13 – Will Penny (1968) – Tom Gries directs in a film that seems to need no director.  Charlton Heston, in the title role, turns in what may have been his best ever screen performance. This is a small story of simple folks faced with unimaginable hardships. The likes of Ben Johnson, Bruce Dern, and particularly Donald Pleasence grace the screen with precise and understated performances. On second thought perhaps the reason the film seems to need no director is because the direction is just outstanding.

12) – Ulzana’s Raid (1972) – Burt Lancaster is at his best when he plays care worn, weary men who have seen too much in life. His portrayal of the cavalry scout Macintosh does not disappoint. Robert Aldrich directs a revisionist western that any fan of traditional westerns will enjoy. The story is simple – track and capture the escaped Apache, but in no way simplistic.
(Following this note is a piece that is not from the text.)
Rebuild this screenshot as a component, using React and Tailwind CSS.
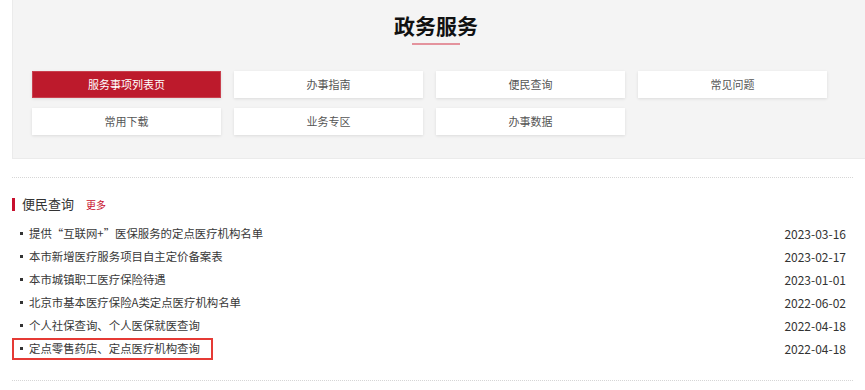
import React from "react";

const services = [
  { label: "服务事项列表页", active: true },
  { label: "办事指南" },
  { label: "便民查询" },
  { label: "常见问题" },
  { label: "常用下载" },
  { label: "业务专区" },
  { label: "办事数据" },
];

const notices = [
  { title: "提供“互联网+”医保服务的定点医疗机构名单", date: "2023-03-16" },
  { title: "本市新增医疗服务项目自主定价备案表", date: "2023-02-17" },
  { title: "本市城镇职工医疗保险待遇", date: "2023-01-01" },
  { title: "北京市基本医疗保险A类定点医疗机构名单", date: "2022-06-02" },
  { title: "个人社保查询、个人医保就医查询", date: "2022-04-18" },
  { title: "定点零售药店、定点医疗机构查询", date: "2022-04-18", marked: true },
];

export default function App() {
  return (
    <div className="min-h-[390px] w-full bg-white font-['Noto_Sans_CJK_SC','Microsoft_YaHei',sans-serif] text-[#333]">
      {/* 政务服务 panel */}
      <section className="ml-[12px] h-[159px] border-l border-b border-[#ebebeb] bg-[#f4f4f4]">
        <div className="pr-[6px]">
          <h2 className="pt-[15px] text-center text-[21px] font-bold leading-[21px] text-[#111]">
            政务服务
          </h2>
          <div className="mx-auto mt-[7px] h-[2px] w-[48px] bg-[#e4939d]" />
        </div>

        <div className="mt-[26px] grid grid-cols-[repeat(4,189px)] gap-x-[13px] gap-y-[10px] pl-[19px]">
          {services.map((item) => (
            <a
              key={item.label}
              href="#"
              className={
                item.active
                  ? "flex h-[27px] items-center justify-center border border-[#c9404e] bg-[#bd1a2c] text-[11px] text-white shadow-[0_1px_3px_rgba(0,0,0,0.1)]"
                  : "flex h-[27px] items-center justify-center bg-white text-[11px] text-[#555] shadow-[0_1px_3px_rgba(0,0,0,0.1)]"
              }
            >
              {item.label}
            </a>
          ))}
        </div>
      </section>

      {/* 便民查询 list */}
      <div className="ml-[12px] mr-[12px] mt-[18px] border-t border-dotted border-[#d6d6d6]">
        <div className="mt-[16px] flex h-[20px] items-center">
          <span className="h-[13px] w-[3px] bg-[#c8102e]" />
          <span className="ml-[7px] text-[13px] text-[#333]">便民查询</span>
          <a href="#" className="ml-[12px] text-[10px] text-[#c8102e]">
            更多
          </a>
        </div>

        <ul className="mt-[8px]">
          {notices.map((n, i) => (
            <li key={i} className="flex h-[23px] items-center justify-between pr-[7px]">
              <a
                href="#"
                className={`flex h-[22px] items-center border-2 pl-[6px] pr-[11px] text-[11.4px] text-[#383838] ${
                  n.marked ? "border-[#e53a35]" : "border-transparent"
                }`}
              >
                <span className="mr-[6px] h-[3px] w-[3px] bg-[#333]" />
                {n.title}
              </a>
              <span className="text-[12px] text-[#333]">{n.date}</span>
            </li>
          ))}
        </ul>

        <div className="mt-[20px] border-t border-dotted border-[#d6d6d6]" />
      </div>
    </div>
  );
}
Never sentimental in tone, the study of youth versus age, savage versus civilized and death in preference to misery is brutally portrayed with stark realism from all angles.  The desert landscape becomes the leading character and eclipses all but Lancaster’s performances.

11) – Man of the West (1958) – From the Novel, Man of the West, by Will C Brown, this film features Gary Cooper in his final Western. He plays a reformed bandit, Link, now the trusted guardian of his hometown’s fund for recruiting a new school teacher. During a botched train robbery Link and two other passengers are left behind. Their only chance to survive is to follow the outlaws to their hideout and to the family that raised Link as a cutthroat and bandit.

This film never takes a clichéd turn. The outlaws seem rational even sympathetic until one by one they are revealed as psychotic killers. Tough scenes of humiliation, rather than shied away from, are played out in a well staged and stylistic manner. Lee J Cobb is as good as a bad guy gets and fine performances are turned in by Jack Lord, John Dehner and Royal Dano.